Yani şimdi Anayasalarında laikliğin olmadığı ülkeler “hastalıklı ve hasarlı zihinliler” mi oluyor?

Sadece Fransa, Türkiye ve İrlanda mı sağlıklı?

Peki laikliğin hasar verdiği zihinlere, yaşamlara, dönemlere ne diyeceğiz?

Anayasadaki laikliği gerekçe göstererek faşizmin zirvesini insanlara yaşatanlar çok mu sağlıklı zihinlere sahip?

Neyse…

Bir “la havle” çekip diğer konuya geçelim.

 

LAİK CHP’NİN DİYANETÇİSİ

Bazıları “Laiklik tartışmalarının” merkezine Diyanet İşlerini ve başkanını yerleştirdi.

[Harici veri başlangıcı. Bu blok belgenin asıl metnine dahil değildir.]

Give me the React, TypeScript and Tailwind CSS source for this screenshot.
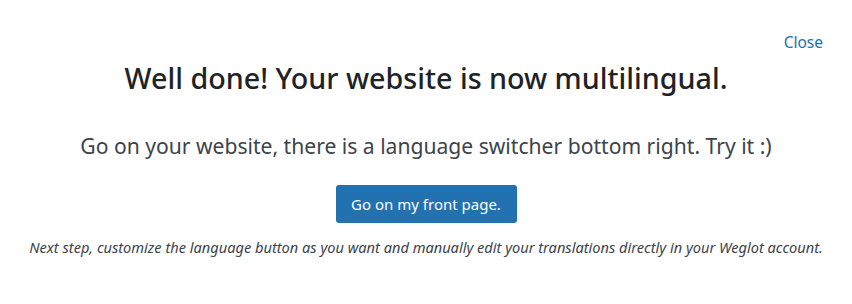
export default function App() {
  return (
    <div
      className="w-[852px] h-[304px] bg-white flex flex-col"
      style={{ fontFamily: '"Noto Sans", "Open Sans", sans-serif' }}
    >
      <div className="flex justify-end pr-[29px] pt-[32px]">
        <a href="#" className="text-[15.5px] leading-[20px] text-[#2271b1]">
          Close
        </a>
      </div>
      <h2 className="mt-[8px] text-center text-[28.7px] leading-[36px] font-medium text-[#1d2327]">
        Well done! Your website is now multilingual.
      </h2>
      <p className="mt-[36px] text-center text-[21.1px] leading-[28px] text-[#3c434a]">
        Go on your website, there is a language switcher bottom right. Try it :)
      </p>
      <div className="mt-[25px] flex justify-center">
        <button className="h-[38px] w-[181px] rounded-[3px] bg-[#2271b1] text-white text-[15px]">
          Go on my front page.
        </button>
      </div>
      <p className="mt-[14px] text-center text-[14.6px] leading-[20px] italic text-[#3c434a]">
        Next step, customize the language button as you want and manually edit your translations directly in your Weglot account.
      </p>
    </div>
  );
}
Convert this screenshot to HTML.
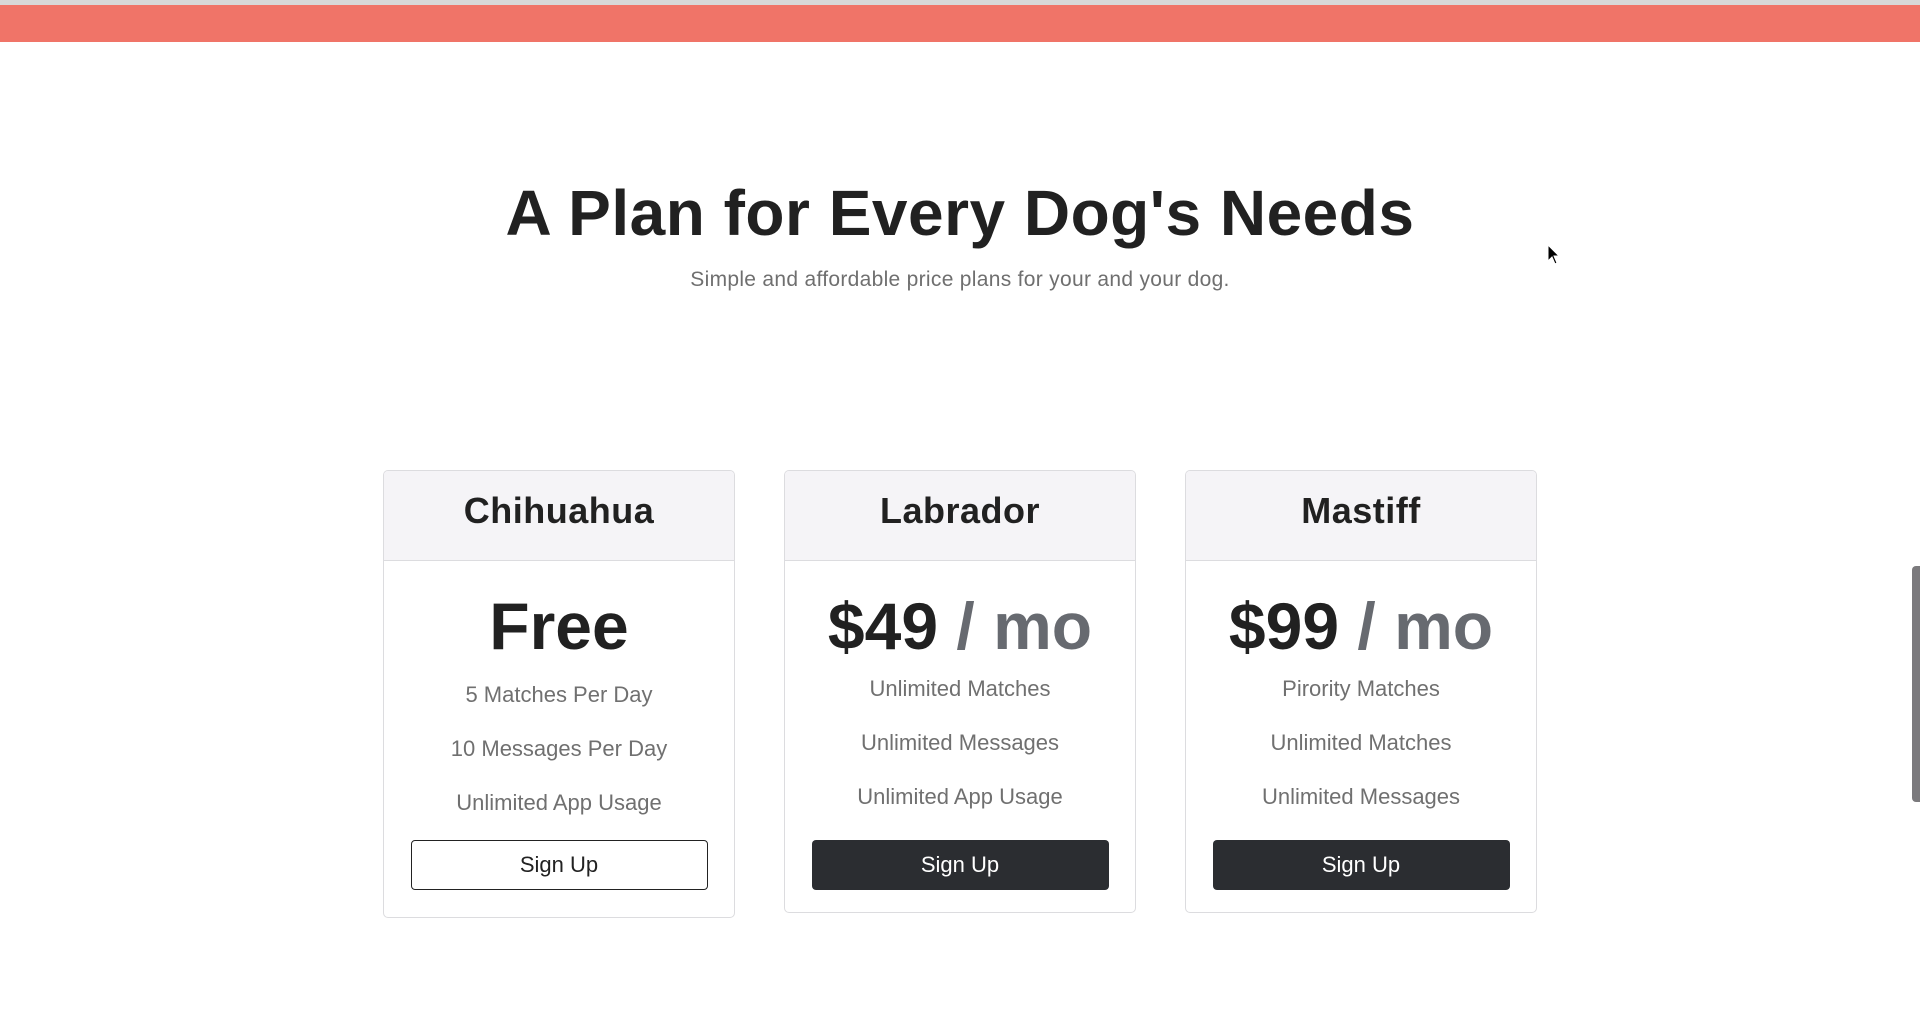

Barış Yarkadaş, şunları yazdı:

“AKP ve MHP tek umut olarak Diyanet’e sarılıyor. Diyanet İşleri Başkanı Ali Erbaş,  AKP’nin eş sözcülüğü görevini bile aşarak Cumhur İttifakı’nın hem yeni ortağı hem de sözcüsü  haline geldi. İktidarın neye ihtiyacı varsa o konu hakkında konuşan ve toplumu ikna etmeye çalışan Erbaş’ın başında olduğu kurum, ‘’AKP – MHP – Diyanet İttifakı” yani ‘Cumhur – D’ olarak bile nitelenebilir.”

Her zaman tutarsız ve saçma açıklamaları ile gündeme gelmiş olan Barış Yarkadaş’a ben değil de Mehmet Doğan cevap versin.

“Cumhuriyetin Tarihine Giriş” kitabının yazarı Mehmet Doğan, sosyal medyada kitabından şöyle bir paylaşımda bulunmuş:

“Hangi Diyanet İşleri Başkanı parti teşkilatına böyle bir yazı gönderdi?

“Kazanız dahilinde bağımsız adaylık koymak teşebbüsünde bulunanlar veya adaylık koyarak partimizin başarısı aleyhinde faaliyet (gösterenler) hissolunursa sür’atla haber verilmesi!”

Cevap: Rifat Börekçi, yıl 1931!”

Kafası karışanlar için kısa bir izahatta bulunayım.

Yani dönemin Diyanet İşleri başkanı aynı zamanda “tek parti”nin faal bir üyesidir ve bunu hiç de gizleme gereği duymamaktadır.

 

YERLİYE BAK!

Beşşar Esed’i Kremlin’de ağırlayan Rusya Devlet Başkanı Putin, “yabancı askerler Suriye hükümetinin önünde engel” demiş.

Espri yapmış olmalı Putin.

Suriye’de yabancı asker mi var?

Ruslar, İranlılar, Lübnanlılar, Afganlılar yabancı sayılmıyor demek ki.

Ruslar’ın haricinde diğerleri “asker” sayılmıyor mu dediniz?

Amerikan askerleri de var sahi.

Türkiye de Rusya ve İran ile yapılan “anlaşma çerçevesinde” asker bulunduruyor.

Türkiye, sivilleri koruma gerekçesini ileri sürüyor, Amerika PKK’yi korumak ve petrol bölgelerini kontrol etmek için asker bulunduruyor.

Küçük de olsa Fransız ve İngiliz özel kuvvetleri de var.

E o zaman Putin “yabancı asker” derken kimi kastetmiş?